In applying my knowledge from Methodology Matters and The Ethics of Fieldwork (a publication of PERCS) to this photography book, I found Mark Neville to be a mastermind of the game in his The Port of Glasgow project.  He and David Campany discuss the issue of photography commodifying people and ways in which to “interrupt or subvert that commoditization of people and their bodies.3

As a photographer working primarily on grants and residencies—at the time—, Mark Neville applied and was awarded a grant of £106,000 ($132,076) for a public art project in the west coast of Scotland.  Neville had preconceptions of what his project was to become: “[an] expensive coffee-table book of social documentary photography” and it appeared to him that a book like this “[would not be] aimed at the kinds of people who were in the pictures… there was a real contradiction, a hierarchy, exploitation.”  So Neville decided instead to make his final publications available only to those living in the community, and to have an open relationship with the people being photographed in regards to: how they wanted to be portrayed, what they were okay with publicly showing, and what events Mark was allowed to attend (i.e.: parties, church services).

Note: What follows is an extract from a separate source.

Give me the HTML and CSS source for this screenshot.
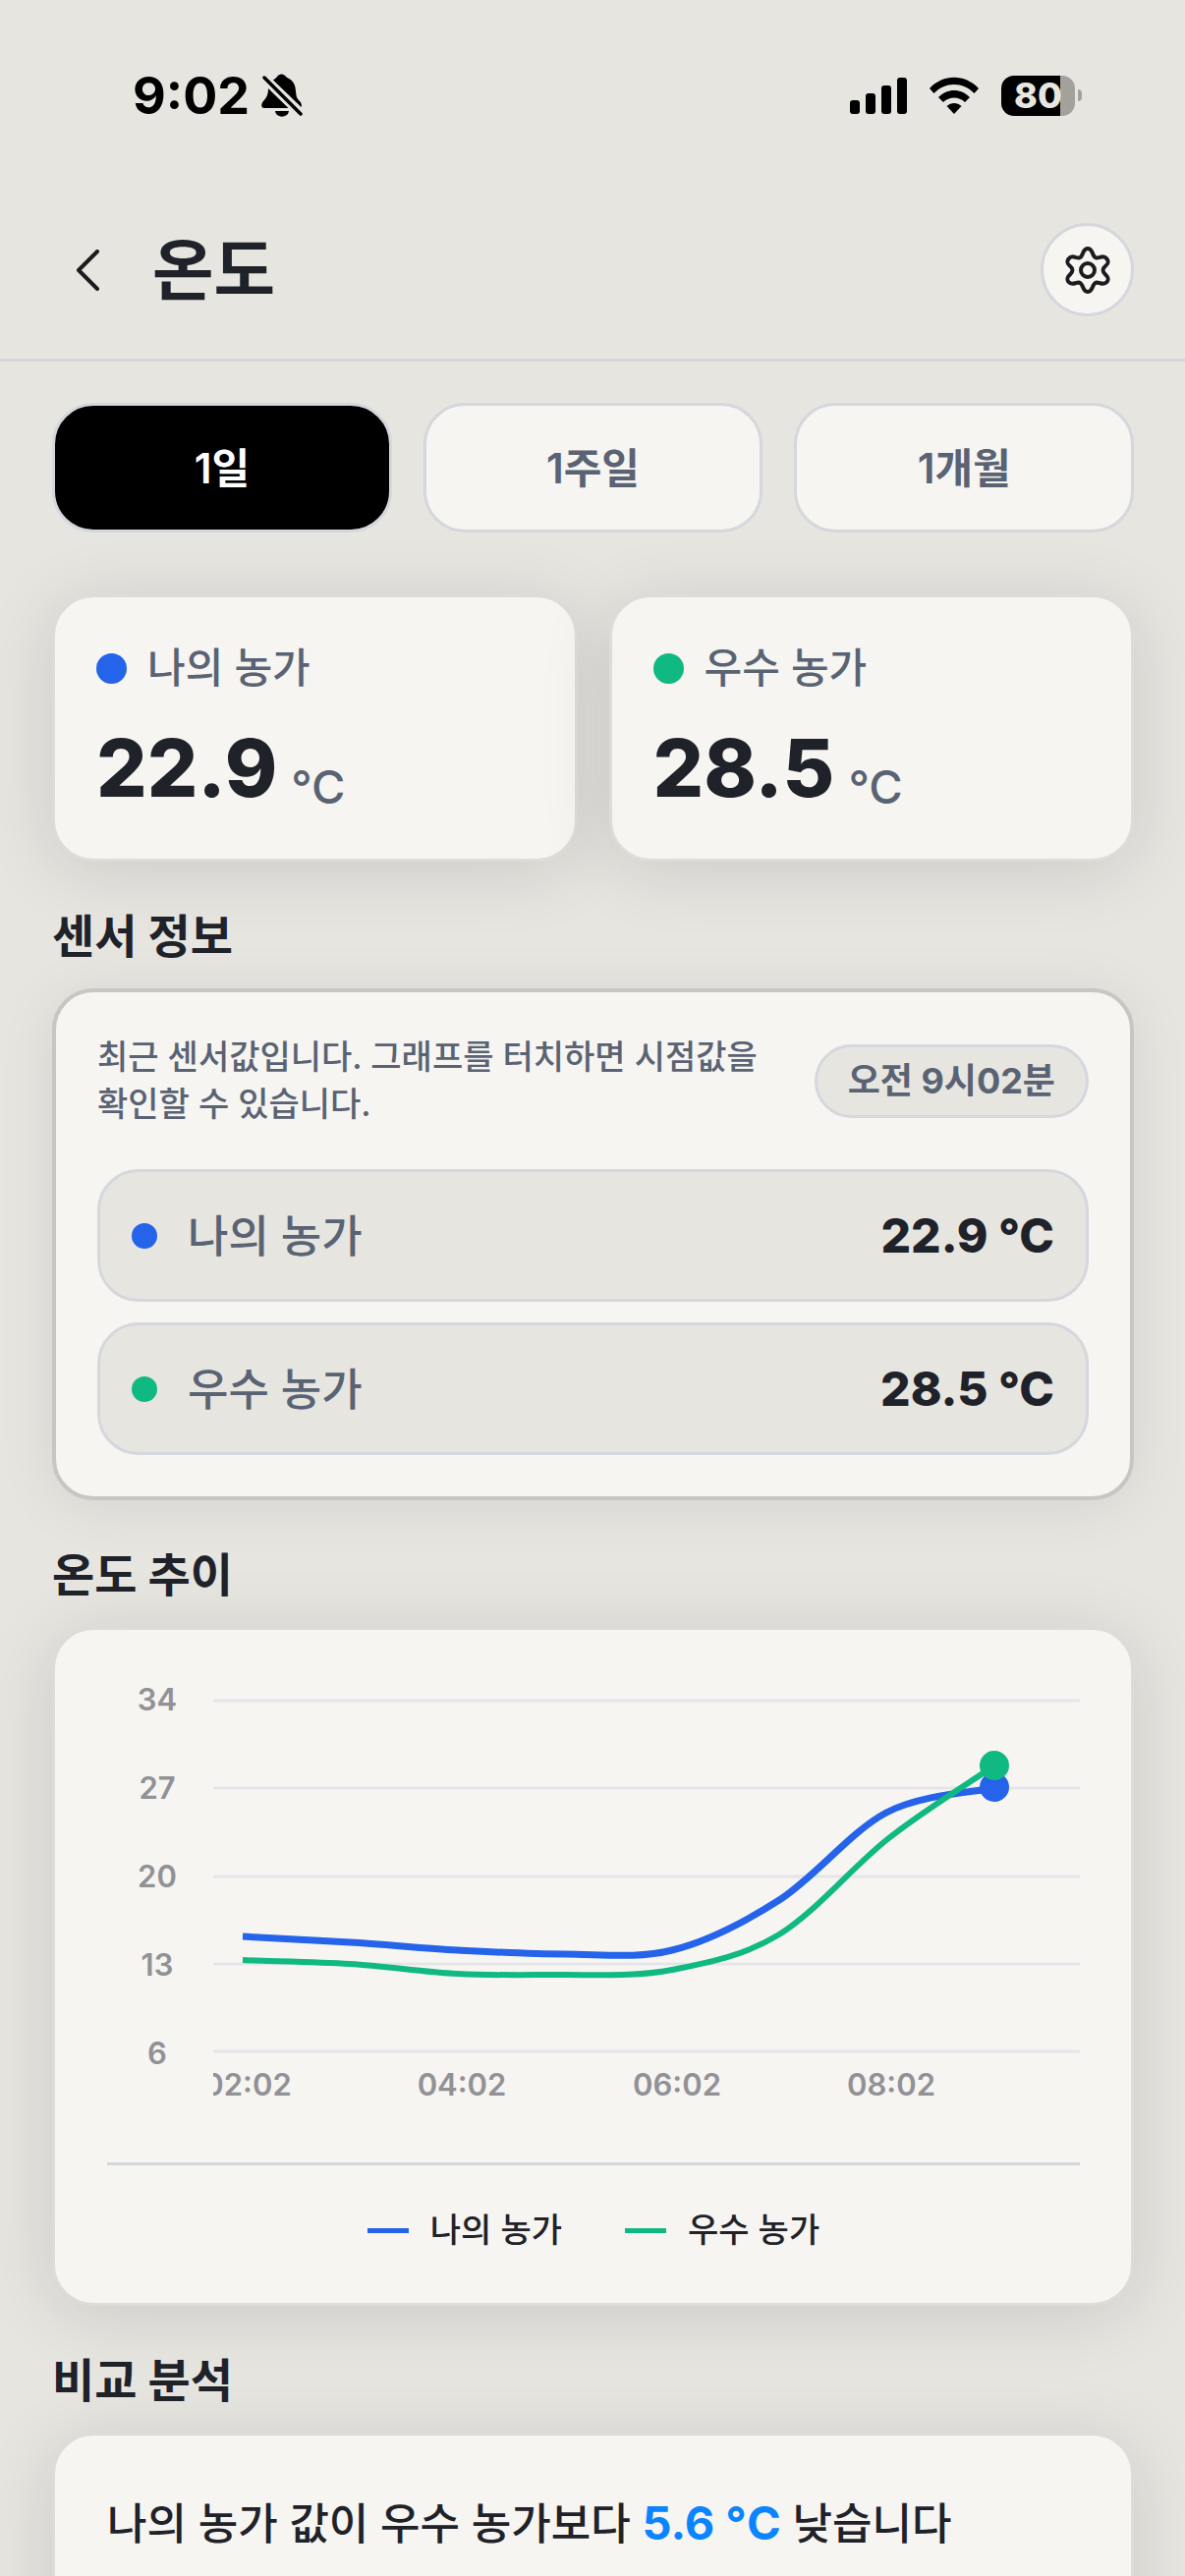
FILE: index.html
```
<!DOCTYPE html>
<html lang="ko">
<head>
    <meta charset="UTF-8">
    <meta name="viewport" content="width=device-width, initial-scale=1.0">
    <title>온도</title>
    <link rel="stylesheet" href="styles.css">
</head>
<body>
    <div class="app">
        <div class="status-bar">
            <div class="status-left">
                <span class="time">9:02</span>
                <svg class="bell" viewBox="0 0 42 44" width="42" height="44">
                    <path d="M7 15 L27.500 35 H3 C-1 35 0 30 2 28 C5 24.500 7 22 7 15 Z"/>
                    <path d="M12 6.500 C14 5 15 4.500 16 3 C18 -0.500 23 -0.500 25 3 C27 5 33 6 34.500 14 C35.500 20 35 24 38 27 C40.500 29.500 41.500 31 40.500 34 Z"/>
                    <path d="M14 38 H28 C27 45.500 15 45.500 14 38 Z"/>
                    <path d="M3 4 L40 41" stroke="#000" stroke-width="3.500" stroke-linecap="round"/>
                </svg>
            </div>
            <div class="status-right">
                <svg class="signal" viewBox="0 0 58 38" width="58" height="38">
                    <rect x="0" y="24" width="10" height="14" rx="3"/>
                    <rect x="16" y="17" width="10" height="21" rx="3"/>
                    <rect x="32" y="9" width="10" height="29" rx="3"/>
                    <rect x="48" y="1" width="10" height="37" rx="3"/>
                </svg>
                <svg class="wifi" viewBox="0 0 52 38" width="52" height="38">
                    <path d="M1 12 C15 -3 37 -3 51 12 L46.500 17 C35 5 17 5 5.500 17 Z"/>
                    <path d="M10 21 C19 11.500 33 11.500 42 21 L37 26 C31 20 21 20 15 26 Z"/>
                    <path d="M18.500 30 C23 26 29 26 33.500 30 L26 38 Z"/>
                </svg>
                <div class="battery">
                    <div class="battery-body">80</div>
                    <div class="battery-tip"></div>
                </div>
            </div>
        </div>

        <header class="header">
            <button class="back-btn" aria-label="뒤로">
                <svg viewBox="0 0 24 42" width="24" height="42">
                    <path d="M22 2 L3 21 L22 40" fill="none" stroke="#1c1c1e" stroke-width="4" stroke-linecap="round" stroke-linejoin="round"/>
                </svg>
            </button>
            <h1 class="title">온도</h1>
            <button class="settings-btn" aria-label="설정">
                <svg viewBox="0 0 48 50" width="48" height="50" fill="none" stroke="#1c1c1e" stroke-width="4">
                    <circle cx="24" cy="25" r="7"/>
                    <path d="M24 3 C30 3 28 12 33 12.500 C37 12.500 40 9 43.500 13.500 C48 20 39.500 20 39.500 25 C39.500 30 48 31 43.500 37 C40 41 37 37.500 33 37.500 C28 38 30 47 24 47 C18 47 20 38 15 37.500 C11 37.500 8 41 4.500 37 C0 31 8.500 30 8.500 25 C8.500 20 0 20 4.500 13.500 C8 9 11 12.500 15 12.500 C20 12 18 3 24 3 Z"/>
                </svg>
            </button>
        </header>

        <main class="content">
            <div class="tabs">
                <button class="tab active">1일</button>
                <button class="tab">1주일</button>
                <button class="tab">1개월</button>
            </div>

            <div class="summary">
                <div class="card summary-card">
                    <div class="summary-label"><span class="dot blue"></span>나의 농가</div>
                    <div class="summary-value">22.9 <span class="unit">°C</span></div>
                </div>
                <div class="card summary-card">
                    <div class="summary-label"><span class="dot green"></span>우수 농가</div>
                    <div class="summary-value">28.5 <span class="unit">°C</span></div>
                </div>
            </div>

            <h2 class="section-title">센서 정보</h2>
            <div class="card sensor-card">
                <div class="sensor-head">
                    <p class="sensor-desc">최근 센서값입니다. 그래프를 터치하면 시점값을 확인할 수 있습니다.</p>
                    <span class="time-badge">오전 9시02분</span>
                </div>
                <div class="sensor-row">
                    <span class="dot small blue"></span>
                    <span class="sensor-name">나의 농가</span>
                    <span class="sensor-value">22.9 °C</span>
                </div>
                <div class="sensor-row">
                    <span class="dot small green"></span>
                    <span class="sensor-name">우수 농가</span>
                    <span class="sensor-value">28.5 °C</span>
                </div>
            </div>

            <h2 class="section-title">온도 추이</h2>
            <div class="card chart-card">
                <svg class="chart" viewBox="0 0 990 448">
                    <defs>
                        <clipPath id="plot"><rect x="108" y="0" width="882" height="448"/></clipPath>
                    </defs>
                    <g class="grid">
                        <path d="M108 30 H990 M108 119 H990 M108 209 H990 M108 298 H990 M108 387 H990"/>
                    </g>
                    <g class="axis">
                        <text x="51" y="40">34</text>
                        <text x="51" y="130">27</text>
                        <text x="51" y="220">20</text>
                        <text x="51" y="310">13</text>
                        <text x="51" y="400">6</text>
                    </g>
                    <g class="axis" clip-path="url(#plot)">
                        <text x="143" y="432">02:02</text>
                        <text x="361" y="432">04:02</text>
                        <text x="580" y="432">06:02</text>
                        <text x="798" y="432">08:02</text>
                    </g>
                    <path class="line-blue" d="M138 270 C156 271 211 274 247 276 C283 278 320 282 357 284 C394 286 430 288 466 288 C502 288 539 293 575 284 C611 275 648 256 684 233 C720 210 757 163 793 144 C829 125 885 123 903 119"/>
                    <circle class="fill-blue" cx="903" cy="118" r="15"/>
                    <path class="line-green" d="M138 294 C156 295 211 296 247 298 C283 300 320 306 357 308 C394 310 430 309 466 309 C502 309 539 311 575 304 C611 297 648 290 684 268 C720 246 757 201 793 172 C829 143 885 109 903 96"/>
                    <circle class="fill-green" cx="903" cy="96" r="15"/>
                </svg>
                <div class="legend">
                    <span class="legend-item"><span class="legend-line blue"></span>나의 농가</span>
                    <span class="legend-item"><span class="legend-line green"></span>우수 농가</span>
                </div>
            </div>

            <h2 class="section-title">비교 분석</h2>
            <div class="card analysis-card">
                <p>나의 농가 값이 우수 농가보다 <strong>5.6 °C</strong> 낮습니다</p>
            </div>
        </main>
    </div>
</body>
</html>
```

FILE: styles.css
```
* {
    box-sizing: border-box;
}
body {
    margin: 0;
    background-color: #e6e5e0;
    color: #1f2229;
    font-family: Inter, "Noto Sans CJK KR", sans-serif;
}
h1, h2, p {
    margin: 0;
}
button {
    font-family: inherit;
    cursor: pointer;
}
.app {
    height: 100vh;
    overflow: hidden;
}

/* status bar */
.status-bar {
    display: flex;
    justify-content: space-between;
    align-items: center;
    height: 194px;
    padding: 0 105px 0 135px;
    color: #000;
}
.status-left,
.status-right {
    display: flex;
    align-items: center;
}
.status-left {
    gap: 12px;
}
.status-right {
    gap: 22px;
}
.time {
    font-size: 52px;
    font-weight: 700;
}
.battery {
    display: flex;
    align-items: center;
    gap: 3px;
}
.battery-body {
    width: 75px;
    height: 41px;
    border-radius: 13px;
    background: linear-gradient(to right, #000 60px, #a2a19c 60px);
    color: #e6e5e0;
    font-size: 36px;
    font-weight: 800;
    line-height: 41px;
    text-align: center;
}
.battery-tip {
    width: 4px;
    height: 12px;
    border-radius: 0 4px 4px 0;
    background-color: #a2a19c;
}

/* header */
.header {
    display: flex;
    align-items: center;
    height: 174px;
    padding: 0 52px 10px 53px;
    border-bottom: 3px solid #d5d7dd;
}
.back-btn {
    display: flex;
    justify-content: center;
    align-items: center;
    width: 72px;
    height: 96px;
    padding: 0;
    border: none;
    background: none;
}
.title {
    flex: 1;
    margin-left: 30px;
    font-size: 68px;
    font-weight: 700;
    line-height: 96px;
}
.settings-btn {
    display: flex;
    justify-content: center;
    align-items: center;
    width: 95px;
    height: 95px;
    padding: 0;
    border: 3px solid #d5d7dd;
    border-radius: 50%;
    background-color: #f6f5f1;
}
.content {
    padding: 42px 52px 0 53px;
}

/* period tabs */
.tabs {
    display: grid;
    grid-template-columns: repeat(3, 1fr);
    gap: 32px;
    margin-bottom: 63px;
}
.tab {
    height: 132px;
    padding: 0 0 6px;
    border: 3px solid #d5d7dd;
    border-radius: 42px;
    background-color: #f6f5f1;
    color: #5a6373;
    font-size: 42px;
    font-weight: 600;
}
.tab.active {
    background-color: #000;
    color: #fff;
}

/* cards */
.card {
    border: 3px solid #dddcd7;
    border-radius: 42px;
    background-color: #f6f5f1;
    box-shadow: 0 9px 72px rgba(0, 0, 0, 0.12);
}
.summary {
    display: grid;
    grid-template-columns: repeat(2, 1fr);
    gap: 32px;
}
.summary-card {
    height: 272px;
    padding: 42px;
}
.summary-label {
    display: flex;
    align-items: center;
    gap: 21px;
    color: #5a6373;
    font-size: 42px;
    font-weight: 500;
    line-height: 60px;
}
.dot {
    width: 31px;
    height: 31px;
    border-radius: 50%;
}
.dot.small {
    width: 26px;
    height: 26px;
}
.blue {
    background-color: #2563eb;
}
.green {
    background-color: #10b981;
}
.summary-value {
    display: flex;
    align-items: flex-end;
    gap: 14px;
    font-size: 81px;
    font-weight: 800;
    line-height: 100px;
    margin-top: 22px;
}
.unit {
    color: #5a6373;
    font-size: 47px;
    font-weight: 500;
    line-height: 62px;
}
.section-title {
    font-size: 47px;
    font-weight: 700;
    line-height: 72px;
    margin-top: 40px;
    margin-bottom: 17px;
}

/* sensor info */
.sensor-card {
    padding: 42px;
    border: 4px solid #c7c6c3;
    box-shadow: 0 6px 60px rgba(0, 0, 0, 0.08);
}
.sensor-head {
    display: flex;
    justify-content: space-between;
    align-items: center;
    gap: 42px;
    margin-bottom: 42px;
}
.sensor-desc {
    color: #5a6373;
    font-size: 34px;
    font-weight: 500;
    line-height: 48px;
    word-break: keep-all;
}
.time-badge {
    padding: 0 31px;
    border: 3px solid #d5d7dd;
    border-radius: 38px;
    background-color: #e6e5e0;
    color: #5a6373;
    font-size: 36px;
    font-weight: 700;
    line-height: 69px;
    white-space: nowrap;
}
.sensor-row {
    display: flex;
    align-items: center;
    height: 135px;
    padding: 0 32px;
    border: 3px solid #d5d7dd;
    border-radius: 42px;
    background-color: #e6e5e0;
}
.sensor-row + .sensor-row {
    margin-top: 21px;
}
.sensor-name {
    flex: 1;
    margin-left: 31px;
    padding-bottom: 4px;
    color: #5a6373;
    font-size: 45px;
    font-weight: 500;
}
.sensor-value {
    font-size: 48px;
    font-weight: 800;
}

/* chart */
.chart-card {
    padding: 42px 52px 50px 53px;
}
.chart {
    display: block;
    width: 100%;
}
.grid {
    stroke: #e5e4ea;
    stroke-width: 3;
}
.axis {
    fill: #919196;
    font-size: 31px;
    font-weight: 600;
    text-anchor: middle;
}
.line-blue,
.line-green {
    fill: none;
    stroke: #2563eb;
    stroke-width: 7;
}
.line-green {
    stroke: #10b981;
    stroke-width: 6;
}
.fill-blue {
    fill: #2563eb;
}
.fill-green {
    fill: #10b981;
}
.legend {
    display: flex;
    justify-content: center;
    gap: 64px;
    margin-top: 52px;
    padding-top: 42px;
    border-top: 3px solid #d5d7dd;
}
.legend-item {
    display: flex;
    align-items: center;
    gap: 22px;
    font-size: 34px;
    font-weight: 500;
    line-height: 48px;
}
.legend-line {
    width: 42px;
    height: 5px;
}

/* analysis */
.analysis-card {
    padding: 56px 53px 120px;
    font-size: 44px;
    font-weight: 500;
    line-height: 66px;
}
.analysis-card strong {
    color: #0a84ff;
    font-size: 47px;
    font-weight: 700;
}
```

This method of research would most likely be described by Joseph McGrath as a ‘field study’—meaning that “the researcher sets out to make direct observations of ‘natural’, ongoing systems, while disturbing those systems as little as possible.1”—although, the fact that Neville invites his subjects to comment on the way they are portrayed may skew some lines in the exact definition.  I would consider this type of work to be extremely ethical, based on The Ethics of Fieldwork and my own biases of ethical behavior.  In production of this book, Neville was highly open with his subjects, gaining the trust of the community for the two years it took to complete the project.  He answered the question “Are there ways we can gain the information we need without hiding our purposes? 2” with a ‘yes, of course!’ as he laid everything out on the table before and during production, field work, and research.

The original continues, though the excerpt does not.